The banana plant (Musa spp. L) is a widely produced crop, with an average world production of fruit around 62.7 million MT per year in 2006. India, Brazil, China, Ecuador, and the Philippines were among the top banana producers.
The banana is an economically significant commodity, with the banana plant able to yield various products apart from fruit, such as fiber, banana peel for fuel, and food wrap from leaves. Various fruit varieties are present and commercially distinct: Cavendish for export; Lakatan and Latundan for local markets; and Cardaba for the banana chip industry. Cavendish bananas are also used for manufacture of feeds, flour, vinegar, and banana catsup.
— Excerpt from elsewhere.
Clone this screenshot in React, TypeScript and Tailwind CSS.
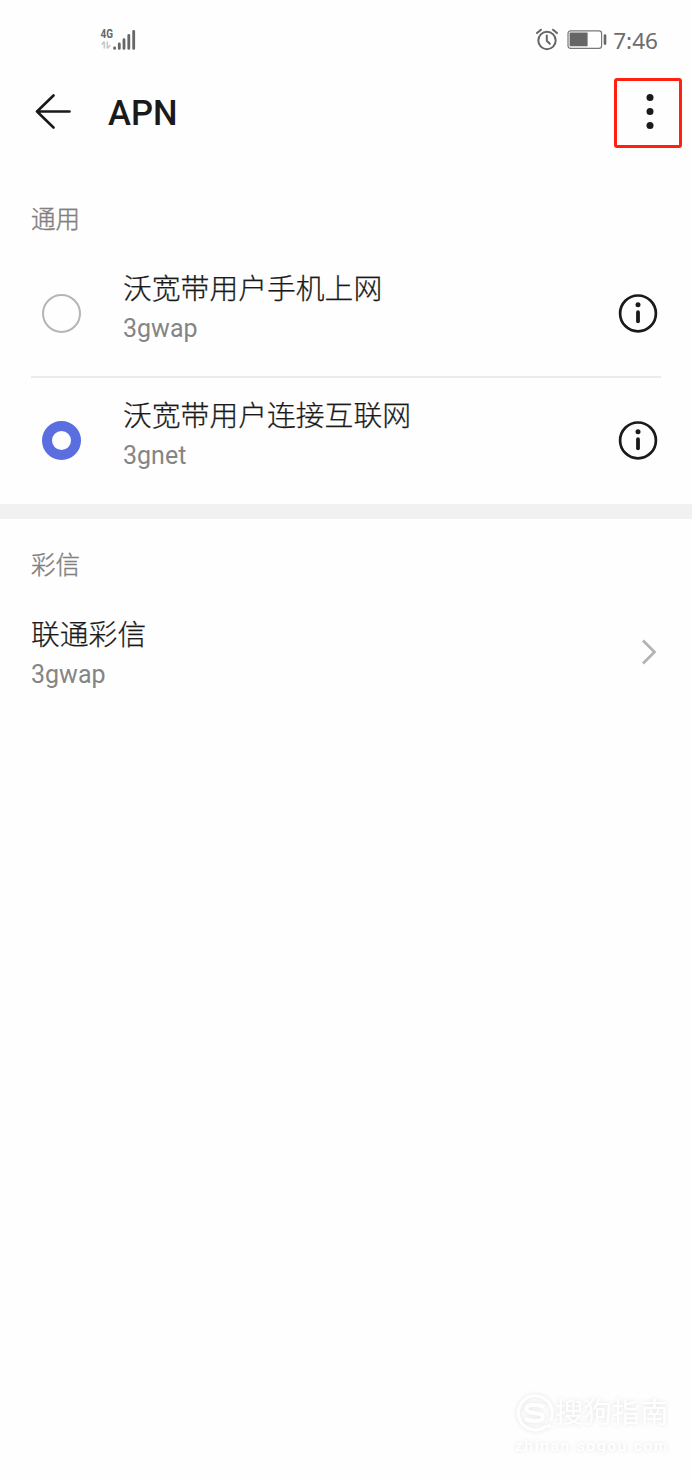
import type { ReactNode } from "react";

function SignalIcon() {
  return (
    <svg width="38" height="26" viewBox="0 0 38 26" fill="none">
      <text
        x="0.5"
        y="11"
        fontSize="13"
        fontWeight="700"
        textLength="12.5"
        lengthAdjust="spacingAndGlyphs"
        fill="#666"
      >
        4G
      </text>
      <path
        d="M4.3 21.5v-7M4.3 14.5l-2.6 3M7.3 14.5v7M7.3 21.5l3-3.4"
        stroke="#c8c8c8"
        strokeWidth="1.6"
      />
      <g stroke="#666" strokeWidth="2.8" strokeLinecap="round">
        <path d="M14.6 20.8v.6M19.3 17v4.4M24 12.7v8.7M28.8 8.3v13.1M33.7 4.3v17.1" />
      </g>
    </svg>
  );
}

function AlarmIcon() {
  return (
    <svg
      width="24"
      height="24"
      viewBox="0 0 24 24"
      fill="none"
      stroke="#666"
      strokeWidth="2"
      strokeLinecap="round"
      strokeLinejoin="round"
    >
      <circle cx="12" cy="12.5" r="8.7" />
      <path d="M11.8 7.5v5.2l3 3M2 5.1 6 1.7M22 5.1l-4-3.4" />
    </svg>
  );
}

function BatteryIcon() {
  return (
    <svg width="40" height="20" viewBox="0 0 40 20" fill="none">
      <rect x="1" y="0.8" width="33.6" height="17.6" rx="2.6" stroke="#777" strokeWidth="1.2" />
      <rect x="2.6" y="2.6" width="18" height="13.6" rx="0.6" fill="#666" />
      <path d="M38 5.6v8" stroke="#666" strokeWidth="2.6" strokeLinecap="round" />
    </svg>
  );
}

function StatusBar() {
  return (
    <div className="flex h-20 items-center pl-[100px] pr-[34px]">
      <SignalIcon />
      <div className="ml-auto flex items-center">
        <AlarmIcon />
        <div className="ml-2 mr-[6px]">
          <BatteryIcon />
        </div>
        <span className="pt-[2px] font-['Noto_Sans',sans-serif] text-[22.6px] leading-none text-[#6c6c6c]">
          7:46
        </span>
      </div>
    </div>
  );
}

function Header() {
  return (
    <header className="flex h-[66px] items-center pl-[34px] pr-[10px]">
      <svg
        width="38"
        height="38"
        viewBox="0 0 38 38"
        fill="none"
        stroke="#1a1a1a"
        strokeWidth="2.6"
        strokeLinecap="round"
        strokeLinejoin="round"
      >
        <path d="M35.5 17.5H3M19.5 1.5 3 17.5l16.5 16" />
      </svg>
      <h1 className="ml-9 text-[34.6px] font-medium leading-none text-[#1a1a1a]">
        APN
      </h1>
      <button className="ml-auto flex h-[70px] w-[68px] items-center justify-center rounded-[3px] border-3 border-[#ff2010] pb-[2px] pl-[3px]">
        <svg width="8" height="36" viewBox="0 0 8 36" fill="#1a1a1a">
          <circle cx="4" cy="3.5" r="3.5" />
          <circle cx="4" cy="17.5" r="3.5" />
          <circle cx="4" cy="31.5" r="3.5" />
        </svg>
      </button>
    </header>
  );
}

function SectionTitle({ children }: { children: ReactNode }) {
  return (
    <h2 className="pl-[31px] text-[24.5px] font-light leading-10 text-[#808080] [-webkit-text-stroke:0.4px_#808080]">
      {children}
    </h2>
  );
}

function Label({ title, value }: { title: string; value: string }) {
  return (
    <div>
      <div className="text-[28.8px] font-light leading-10 text-[#1a1a1a] [-webkit-text-stroke:0.25px_#1a1a1a]">
        {title}
      </div>
      <div className="text-[25px] leading-10 text-[#858585]">{value}</div>
    </div>
  );
}

function InfoIcon() {
  return (
    <svg width="40" height="40" viewBox="0 0 40 40" fill="none">
      <circle cx="20" cy="19.4" r="17.9" stroke="#1a1a1a" strokeWidth="2.7" />
      <circle cx="20" cy="10.7" r="2.5" fill="#1a1a1a" />
      <path d="M20 18.2v9.1" stroke="#1a1a1a" strokeWidth="3.8" strokeLinecap="round" />
    </svg>
  );
}

function ApnRow({
  title,
  value,
  checked,
}: {
  title: string;
  value: string;
  checked?: boolean;
}) {
  return (
    <div className="flex h-[127px] items-center pl-[42px] pr-[34px]">
      {checked ? (
        <span className="size-[39px] rounded-full border-10 border-[#5a6ee0]" />
      ) : (
        <span className="size-[39px] rounded-full border-2 border-[#b5b5b5]" />
      )}
      <div className="ml-[42px] pb-[9px]">
        <Label title={title} value={value} />
      </div>
      <div className="ml-auto">
        <InfoIcon />
      </div>
    </div>
  );
}

function Watermark() {
  return (
    <div className="ml-auto mr-[23px] mt-auto mb-[22px] w-[154px] text-white [filter:drop-shadow(0_0_2px_rgba(0,0,0,0.11))]">
      <div className="flex items-center">
        <svg width="40" height="40" viewBox="0 0 40 40" fill="none" stroke="#fff">
          <path d="M30.5 32.5A17 17 0 1 1 36 25.5" strokeWidth="3" strokeLinecap="round" />
          <path
            d="M29 13C24.5 10.3 11.5 10 11.5 15c0 5.5 16.5 2.7 16.5 8.2 0 5-13 4.5-18 1.3"
            strokeWidth="4"
          />
          <circle cx="34" cy="32" r="1.5" fill="#fff" />
        </svg>
        <span className="whitespace-nowrap text-[28.4px] leading-10">搜狗指南</span>
      </div>
      <div className="whitespace-nowrap text-[15px] font-medium leading-6 tracking-[1.9px]">
        zhinan.sogou.com
      </div>
    </div>
  );
}

export default function App() {
  return (
    <main className="flex h-[1480px] w-[692px] flex-col overflow-hidden bg-[#fefefe] font-[Roboto,'Noto_Sans_CJK_SC',sans-serif]">
      <StatusBar />
      <Header />
      <section className="pt-[54px]">
        <SectionTitle>通用</SectionTitle>
        <div className="pt-[10px]">
          <ApnRow title="沃宽带用户手机上网" value="3gwap" />
          <div className="-my-px mx-[31px] h-0.5 bg-[#ebebeb]" />
          <ApnRow title="沃宽带用户连接互联网" value="3gnet" checked />
        </div>
      </section>
      <div className="h-[15px] bg-[#f1f1f1]" />
      <section className="pt-[27px]">
        <SectionTitle>彩信</SectionTitle>
        <div className="flex items-center pl-[31px] pr-[34px] pt-[29px]">
          <Label title="联通彩信" value="3gwap" />
          <svg
            className="ml-auto"
            width="18"
            height="32"
            viewBox="0 0 18 32"
            fill="none"
            stroke="#b3b3b3"
            strokeWidth="2.7"
          >
            <path d="M3 1.5 14.5 13 3 24.5" />
          </svg>
        </div>
      </section>
      <Watermark />
    </main>
  );
}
Banana cultivation generates jobs for some ten million people in 25 tropical countries and constitutes the living of small-scale farmers.
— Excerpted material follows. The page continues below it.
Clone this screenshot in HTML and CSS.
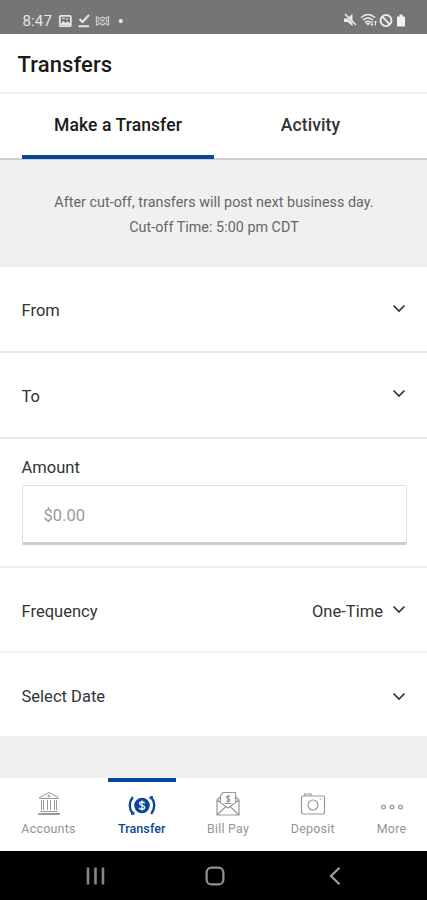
FILE: index.html
```html
<!DOCTYPE html>
<html lang="en">
<head>
<meta charset="utf-8">
<meta name="viewport" content="width=device-width, initial-scale=1">
<title>Transfers</title>
<link rel="stylesheet" href="styles.css">
</head>
<body>
<div class="status">
  <span class="time">8:47</span>
  <svg class="status-left" width="68" height="14" viewBox="0 0 68 14" fill="none" stroke="#e6e6e6">
    <rect x="1.800" y="1.800" width="11" height="10.400" rx="1" stroke-width="1.800"/>
    <path d="M3 9.500l2.500-2.500 2 2 2-1.500 2.500 2V11H3z" fill="#e6e6e6" stroke="none"/>
    <path d="M4 4.500h3M9 4v2" stroke-width="1.200"/>
    <path d="M21.500 5l3 3 6.500-7M20.500 12.300h10.500" stroke-width="2"/>
    <path d="M38.500 3v8l3.500-1.500 2.500 1.500 2.500-1.500 3.500 1.500V3L47 4.500 44.500 3 42 4.500zM40.500 5.500v3M48.500 5.500v3M42.500 5.500l4 3M46.500 5.500l-4 3" stroke-width="1.300" stroke="#ccc"/>
    <circle cx="62.800" cy="7" r="2" fill="#eee" stroke="none"/>
  </svg>
  <svg class="status-right" width="64" height="15" viewBox="0 0 64 15" fill="none" stroke="#ececec">
    <path d="M1 5.500h3L9.500 1v12L4.500 9H1z" fill="#ececec" stroke="none"/>
    <path d="M1 1.500l11.500 11" stroke="#757575" stroke-width="1"/>
    <path d="M2 1l11 11" stroke-width="1.500"/>
    <path d="M18 4.500Q25-1.500 32 4.500M20 7q5-4 10 0M22 9.500q3-2.500 6 0" stroke-width="1.600"/>
    <path d="M25 12.500l-2.500-2.500h5z" fill="#ececec" stroke="none"/>
    <path d="M29 8v4.500M27.700 11l1.300 1.500 1.300-1.500M32.500 12.500V8M31.200 9.500L32.500 8l1.300 1.500" stroke-width="1"/>
    <circle cx="43" cy="7.500" r="5.500" stroke-width="1.900"/>
    <path d="M39.200 3.700l7.600 7.600" stroke-width="1.900"/>
    <path d="M54 3.500h2.500V1.500h3v2H62v10h-8z" fill="#f2f2f2" stroke="none"/>
  </svg>
</div>
<header class="header"><h1>Transfers</h1></header>
<nav class="tabs">
  <div class="tab active">Make a Transfer</div>
  <div class="tab">Activity</div>
</nav>
<p class="notice">After cut-off, transfers will post next business day.<br>Cut-off Time: 5:00 pm CDT</p>
<main>
  <div class="row"><span>From</span><svg class="chev" viewBox="0 0 14 9"><path d="M1.500 1.500L7 7l5.500-5.500"/></svg></div>
  <div class="row to"><span>To</span><svg class="chev" viewBox="0 0 14 9"><path d="M1.500 1.500L7 7l5.500-5.500"/></svg></div>
  <div class="amount">
    <label for="amount">Amount</label>
    <input id="amount" type="text" placeholder="$0.00">
  </div>
  <div class="row frequency"><span>Frequency</span><span class="value">One-Time</span><svg class="chev" viewBox="0 0 14 9"><path d="M1.500 1.500L7 7l5.500-5.500"/></svg></div>
  <div class="row last"><span>Select Date</span><svg class="chev low" viewBox="0 0 14 9"><path d="M1.500 1.500L7 7l5.500-5.500"/></svg></div>
</main>
<nav class="bottom">
  <div class="item accounts">
    <svg width="24" height="26" viewBox="0 0 24 26" fill="none" stroke="#999" stroke-width="1">
      <path d="M2.500 6.500L12 1.500l9.500 5v1h-19z"/><circle cx="12" cy="5" r="1"/>
      <path d="M4.500 9v10M6.500 9v10M10.500 9v10M13.500 9v10M17.500 9v10M19.500 9v10M3.500 20.500h17M1.500 22.500h21v1h-21z"/>
    </svg>
    <span>Accounts</span>
  </div>
  <div class="item transfer">
    <svg width="28" height="26" viewBox="0 0 28 26" fill="none" stroke="#08479b">
      <circle cx="14" cy="14.500" r="7.800" fill="#08479b" stroke="none"/>
      <path d="M16.800 12.300q-.6-1.300-2.800-1.300-2.400 0-2.400 1.600 0 1.400 2.400 1.800 2.700.4 2.700 2.100 0 1.700-2.700 1.700-2.300 0-2.900-1.500M14 9.500v10" stroke="#fff" stroke-width="1.300"/>
      <path d="M4.800 6Q-1.300 14.500 4.800 23M23.200 23q6.100-8.500 0-17" stroke-width="2.300"/>
      <path d="M3 23.200h2.800v-2.500M25 5.800h-2.800v2.500" stroke-width="1.300"/>
    </svg>
    <span>Transfer</span>
  </div>
  <div class="item billpay">
    <svg width="26" height="26" viewBox="0 0 26 26" fill="none" stroke="#999" stroke-width="1.200">
      <path d="M5.500 12V4.500L8 1.500h12.500V12M5.500 6L2 9v15h22V9l-3.500-3M2 9l11 8 11-8M2 24l9-8.500M24 24l-9-8.500"/>
      <path d="M15 5.500q-3-1-3.500.8c0 1.800 3.500 1 3.500 2.900q-.5 1.800-4 .8M13.200 4v8M9.500 12.500h7"/>
    </svg>
    <span>Bill Pay</span>
  </div>
  <div class="item deposit">
    <svg width="26" height="26" viewBox="0 0 26 26" fill="none" stroke="#999" stroke-width="1.200">
      <path d="M3 5h20q1.500 0 1.500 1.500v15Q24.500 23 23 23H3q-1.500 0-1.500-1.500v-15Q1.500 5 3 5zM4.500 5V3h6.500v2M19.500 8h2"/>
      <circle cx="13" cy="14" r="5"/>
    </svg>
    <span>Deposit</span>
  </div>
  <div class="item more">
    <svg width="24" height="26" viewBox="0 0 24 26" fill="none" stroke="#999" stroke-width="1.200">
      <circle cx="3.500" cy="16" r="1.900"/><circle cx="12" cy="16" r="1.900"/><circle cx="20.500" cy="16" r="1.900"/>
    </svg>
    <span>More</span>
  </div>
</nav>
<div class="system">
  <svg width="20" height="20" viewBox="0 0 20 20" fill="none" stroke="#888" stroke-width="2.600"><path d="M3 1.500v17M10.500 1.500v17M18 1.500v17"/></svg>
  <svg width="20" height="20" viewBox="0 0 20 20" fill="none" stroke="#929292" stroke-width="2.200"><rect x="1.600" y="1.600" width="16.800" height="16.800" rx="5"/></svg>
  <svg width="20" height="20" viewBox="0 0 20 20" fill="none" stroke="#a0a0a0" stroke-width="2.200"><path d="M14.500 1.800L6 10l8.500 8.200"/></svg>
</div>
</body>
</html>
```
FILE: styles.css
```css
* { box-sizing: border-box; }
body {
  margin: 0;
  height: 900px;
  display: flex;
  flex-direction: column;
  overflow: hidden;
  background: #f0f0f0;
  color: #333;
  font-family: Roboto, "Liberation Sans", sans-serif;
}
.status {
  height: 34px;
  flex: none;
  display: flex;
  align-items: center;
  padding: 7px 20px 0 22.500px;
  background: #757575;
  color: #e6e6e6;
}
.time { width: 35px; font-size: 15px; letter-spacing: .15px; }
.status-right { margin-left: auto; }
.header {
  height: 60px;
  flex: none;
  padding: 0 17.500px;
  background: #fff;
  border-bottom: 2px solid #ededed;
}
h1 {
  margin: 0;
  font-size: 22px;
  line-height: 61px;
  font-weight: 500;
  letter-spacing: .1px;
  color: #1a1a1a;
}
.tabs {
  height: 66px;
  flex: none;
  display: grid;
  grid-template-columns: 192px 193px;
  padding-left: 22px;
  background: #fff;
  border-bottom: 2px solid #cfcfcf;
}
.tab {
  height: 65px;
  text-align: center;
  font-size: 17.500px;
  line-height: 63px;
  font-weight: 500;
  letter-spacing: .1px;
}
.tab.active { color: #1a1a1a; border-bottom: 4px solid #08479b; }
.notice {
  margin: 0;
  height: 107px;
  flex: none;
  padding: 30px 0 0 1px;
  text-align: center;
  font-size: 14.300px;
  line-height: 24.500px;
  letter-spacing: .04px;
  color: #666;
}
main { flex: none; font-size: 16.500px; letter-spacing: .02px; }
.row {
  height: 86px;
  display: flex;
  align-items: center;
  padding: 4px 21px 0 21.500px;
  background: #fff;
  border-bottom: 2px solid #e9e9e9;
}
.row:first-child { padding-top: 3px; }
.row.to { padding-top: 2px; }
.row.frequency { height: 85px; border-color: #f0f0f0; }
.row.last { height: 83px; padding-top: 3px; border-bottom: 0; }
.value { margin-left: auto; margin-right: 9px; }
.chev {
  width: 14px;
  height: 9px;
  margin: 0 0 5px auto;
  fill: none;
  stroke: #333;
  stroke-width: 1.700;
}
.value + .chev { margin-left: 0; }
.chev.low { margin-bottom: 0; }
.amount {
  height: 129px;
  padding: 15px 20px 0 21.500px;
  background: #fff;
  border-bottom: 2px solid #eee;
}
.amount label { display: block; height: 31px; line-height: 27px; }
.amount input {
  display: block;
  width: 100%;
  height: 60px;
  padding: 3px 20px 0 21px;
  border: 1.500px solid #dedede;
  border-bottom: 3px solid #ccc;
  border-radius: 2px;
  background: #fff;
  font: inherit;
  letter-spacing: inherit;
}
.amount input::placeholder { color: #999; opacity: 1; }
.bottom {
  height: 73px;
  flex: none;
  margin-top: auto;
  display: flex;
  justify-content: space-between;
  padding: 0 10px 0 11px;
  background: #fff;
}
.item {
  display: flex;
  flex-direction: column;
  align-items: center;
  padding-top: 13px;
  font-size: 12.500px;
  line-height: 20px;
  font-weight: 400;
  letter-spacing: .2px;
  color: #949494;
  white-space: nowrap;
}
.item svg { flex: none; margin-bottom: 2px; }
.accounts { width: 75px; }
.transfer { width: 68px; margin-left: 1px; padding-top: 9px; border-top: 4px solid #08479b; color: #08479b; font-weight: 500; letter-spacing: .1px; }
.billpay { width: 63px; }
.deposit { width: 65px; }
.more { width: 51px; }
.system {
  height: 49px;
  flex: none;
  display: flex;
  justify-content: center;
  gap: 100px;
  padding: 15px 0 0 3px;
  background: #000;
}
```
The banana is common in tropical regions of Southeast Asia, where it originated. The fruit contains on the average 75% water, 21% carbohydrate, and about 1% each of fat, protein, fiber, and ash. They are valuable sources of vitamin A, vitamin C, vitamin B6, phosphorus, calcium, and potassium. Aside from their trade value, bananas serve as staple food for an estimated 400 million people in tropical countries. Only 10%-15% of bananas are exported; about 85% are consumed locally by producing countries.
The herbaceous, tree-like crop is from the order Zingiberales, family Musaceae, section Eumusa, and genus Musa. Bananas are grown in more than 120 countries, with the term usually referring to the soft and sweet fruit which is yellow and fully ripe when eaten.
All cultivated bananas are triploid, sterile hybrids derived from the cross between Musa acuminata and Musa balbisiana. New plants arise only through vegetative propagation of suckers, leading to low genetic variability. Thus Musa species are in danger of being wiped out from outbreaks of disease such as black Sigatoka, anthracnose, and Panama disease, which often affect the fruit yield of the plant. In fact, devastation by Fusarium wilt or Panama disease caused the replacement of Gros Michel banana crops by Cavendish species worldwide.
The market practice for bananas involves fresh fruit traders and middle men buying produce from farms, and consignees distributing sales to wholesalers and retailers. There is no seasonality for bananas, and the fruits can be harvested any time of the year in topical countries. Thus bananas in plantations and small farms can be observed at any stage of vegetative growth and maturity. The advantage of this is a continuous supplement of nutritious food, and a regular source of income. However, this poses a danger since the plant is endlessly exposed to adverse environmental factors, pests, and pathogens.
Diseases are among the most important factors in banana production worldwide. They remain a primary focus of breeding programs, where biotechnological efforts exist to improve the banana crop.
The most economically important disease affecting bananas not only in the Philippines but in most banana-producing countries is black Sigatoka, a disease noted commonly by characteristic black spots and necrotic yellowing of banana leaves. The disease itself is caused by Mycosphaerella fijiensis, a fungus known to attack the banana and no other crop.
Black Sigatoka is considered the most damaging and costly disease of bananas and plantains since 27% of total production costs is due to its control, to which around 50% lower yield of fruit may occur when control measures fail. It affects the leaves of plants, destroying leaves rapidly when uncontrolled. The result is a reduction in surface area for photosynthesis, which decreases growth and fruit yield. However, black Sigatoka's most harmful impact is the premature ripening of fruit, which can occur while the bananas are in transport or storage. The reduction of time for fruit maturity was found to be significantly higher in leaves stricken with the disease, and when crude extracts of M. fijiensis were injected on the banana fruit. Host resistance studies led to the discovery and identification of phytotoxins produced by the pathogen, none of which was associated specifically with early ripening. It was therefore hypothesized that a physiologically active substance was translocated and induced at certain levels of disease severity.
Also known as black leaf streak or BLS, black Sigatoka was first described in Fiji in 1963 and is similar in symptoms to yellow Sigatoka caused by Mycosphaerella musicola. It was already widespread in the Pacific even before its discovery. The pathogen, Mycosphaerella fijiensis, later spread to other banana-growing areas in Latin America as well as to other banana-growing regions in the world. In 2009, only Argentina, Paraguay, and the French Antilles were free of the disease. In banana-producing regions such as Asia and Central America, M. fijiensis eventually replaced M. musicola, which grows at higher altitudes and lower temperatures. BLS is more virulent and even affects a wider range of genotypes, including plantains, desserts, and ABB cooking bananas not affected by yellow Sigatoka. Gasparotto (2005) reported that aside from bananas, M. fijiensis also infects leaves of Heliconia psittacorum found in Brazil.